# start of GIVEN MATERIAL
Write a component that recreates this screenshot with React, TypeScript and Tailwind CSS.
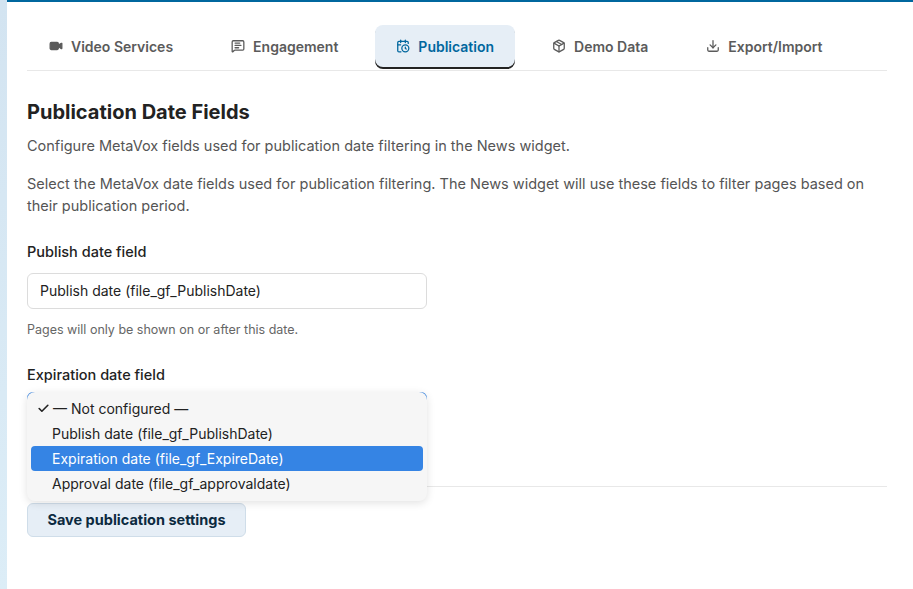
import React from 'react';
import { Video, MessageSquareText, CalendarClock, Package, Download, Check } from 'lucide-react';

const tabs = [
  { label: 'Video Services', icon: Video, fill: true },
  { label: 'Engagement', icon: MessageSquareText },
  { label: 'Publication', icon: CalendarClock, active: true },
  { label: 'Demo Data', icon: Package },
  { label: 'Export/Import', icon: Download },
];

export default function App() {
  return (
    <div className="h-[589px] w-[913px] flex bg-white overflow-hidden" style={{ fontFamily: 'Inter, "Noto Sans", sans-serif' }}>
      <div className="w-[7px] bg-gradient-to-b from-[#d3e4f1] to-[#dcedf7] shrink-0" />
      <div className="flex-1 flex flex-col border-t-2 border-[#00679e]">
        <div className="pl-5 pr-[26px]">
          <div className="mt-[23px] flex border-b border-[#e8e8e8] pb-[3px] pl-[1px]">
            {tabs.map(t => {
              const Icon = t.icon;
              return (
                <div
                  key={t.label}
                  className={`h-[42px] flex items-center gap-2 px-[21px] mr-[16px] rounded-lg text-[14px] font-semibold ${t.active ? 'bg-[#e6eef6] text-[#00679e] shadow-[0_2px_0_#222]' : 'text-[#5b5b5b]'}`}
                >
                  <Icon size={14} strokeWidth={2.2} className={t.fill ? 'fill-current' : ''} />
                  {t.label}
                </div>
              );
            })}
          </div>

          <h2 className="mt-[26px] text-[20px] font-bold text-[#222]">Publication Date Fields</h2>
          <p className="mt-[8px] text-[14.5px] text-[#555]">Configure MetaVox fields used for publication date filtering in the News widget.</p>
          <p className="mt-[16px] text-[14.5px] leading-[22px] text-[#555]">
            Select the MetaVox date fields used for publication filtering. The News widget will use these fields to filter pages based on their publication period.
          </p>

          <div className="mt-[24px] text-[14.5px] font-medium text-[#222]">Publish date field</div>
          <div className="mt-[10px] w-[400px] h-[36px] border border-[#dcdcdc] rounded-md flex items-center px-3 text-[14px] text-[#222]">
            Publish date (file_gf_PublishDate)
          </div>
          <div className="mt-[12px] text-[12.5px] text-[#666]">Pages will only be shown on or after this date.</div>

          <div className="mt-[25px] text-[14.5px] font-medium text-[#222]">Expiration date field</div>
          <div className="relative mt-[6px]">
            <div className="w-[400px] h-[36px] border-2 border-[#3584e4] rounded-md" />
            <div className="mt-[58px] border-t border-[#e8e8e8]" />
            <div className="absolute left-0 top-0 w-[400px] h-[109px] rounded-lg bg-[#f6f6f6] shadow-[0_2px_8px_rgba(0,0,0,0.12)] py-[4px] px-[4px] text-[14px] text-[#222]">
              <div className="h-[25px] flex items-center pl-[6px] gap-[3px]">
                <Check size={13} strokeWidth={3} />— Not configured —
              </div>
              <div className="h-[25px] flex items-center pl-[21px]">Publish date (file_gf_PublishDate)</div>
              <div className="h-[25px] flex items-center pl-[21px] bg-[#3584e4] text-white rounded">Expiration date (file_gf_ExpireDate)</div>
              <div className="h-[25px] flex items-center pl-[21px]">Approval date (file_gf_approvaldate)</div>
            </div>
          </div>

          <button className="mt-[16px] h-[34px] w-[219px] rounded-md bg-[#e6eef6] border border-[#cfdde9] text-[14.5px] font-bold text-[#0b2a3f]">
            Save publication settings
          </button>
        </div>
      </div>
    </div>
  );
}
# end of GIVEN MATERIAL
**INSTRUCTIONS TO FOLLOW**
Restate the entire listing word for word, excluding pictures.

**EXPECTED ANSWER**
Write a component that recreates this screenshot with React, TypeScript and Tailwind CSS.
import React from 'react';
import { Video, MessageSquareText, CalendarClock, Package, Download, Check } from 'lucide-react';

const tabs = [
  { label: 'Video Services', icon: Video, fill: true },
  { label: 'Engagement', icon: MessageSquareText },
  { label: 'Publication', icon: CalendarClock, active: true },
  { label: 'Demo Data', icon: Package },
  { label: 'Export/Import', icon: Download },
];

export default function App() {
  return (
    <div className="h-[589px] w-[913px] flex bg-white overflow-hidden" style={{ fontFamily: 'Inter, "Noto Sans", sans-serif' }}>
      <div className="w-[7px] bg-gradient-to-b from-[#d3e4f1] to-[#dcedf7] shrink-0" />
      <div className="flex-1 flex flex-col border-t-2 border-[#00679e]">
        <div className="pl-5 pr-[26px]">
          <div className="mt-[23px] flex border-b border-[#e8e8e8] pb-[3px] pl-[1px]">
            {tabs.map(t => {
              const Icon = t.icon;
              return (
                <div
                  key={t.label}
                  className={`h-[42px] flex items-center gap-2 px-[21px] mr-[16px] rounded-lg text-[14px] font-semibold ${t.active ? 'bg-[#e6eef6] text-[#00679e] shadow-[0_2px_0_#222]' : 'text-[#5b5b5b]'}`}
                >
                  <Icon size={14} strokeWidth={2.2} className={t.fill ? 'fill-current' : ''} />
                  {t.label}
                </div>
              );
            })}
          </div>

          <h2 className="mt-[26px] text-[20px] font-bold text-[#222]">Publication Date Fields</h2>
          <p className="mt-[8px] text-[14.5px] text-[#555]">Configure MetaVox fields used for publication date filtering in the News widget.</p>
          <p className="mt-[16px] text-[14.5px] leading-[22px] text-[#555]">
            Select the MetaVox date fields used for publication filtering. The News widget will use these fields to filter pages based on their publication period.
          </p>

          <div className="mt-[24px] text-[14.5px] font-medium text-[#222]">Publish date field</div>
          <div className="mt-[10px] w-[400px] h-[36px] border border-[#dcdcdc] rounded-md flex items-center px-3 text-[14px] text-[#222]">
            Publish date (file_gf_PublishDate)
          </div>
          <div className="mt-[12px] text-[12.5px] text-[#666]">Pages will only be shown on or after this date.</div>

          <div className="mt-[25px] text-[14.5px] font-medium text-[#222]">Expiration date field</div>
          <div className="relative mt-[6px]">
            <div className="w-[400px] h-[36px] border-2 border-[#3584e4] rounded-md" />
            <div className="mt-[58px] border-t border-[#e8e8e8]" />
            <div className="absolute left-0 top-0 w-[400px] h-[109px] rounded-lg bg-[#f6f6f6] shadow-[0_2px_8px_rgba(0,0,0,0.12)] py-[4px] px-[4px] text-[14px] text-[#222]">
              <div className="h-[25px] flex items-center pl-[6px] gap-[3px]">
                <Check size={13} strokeWidth={3} />— Not configured —
              </div>
              <div className="h-[25px] flex items-center pl-[21px]">Publish date (file_gf_PublishDate)</div>
              <div className="h-[25px] flex items-center pl-[21px] bg-[#3584e4] text-white rounded">Expiration date (file_gf_ExpireDate)</div>
              <div className="h-[25px] flex items-center pl-[21px]">Approval date (file_gf_approvaldate)</div>
            </div>
          </div>

          <button className="mt-[16px] h-[34px] w-[219px] rounded-md bg-[#e6eef6] border border-[#cfdde9] text-[14.5px] font-bold text-[#0b2a3f]">
            Save publication settings
          </button>
        </div>
      </div>
    </div>
  );
}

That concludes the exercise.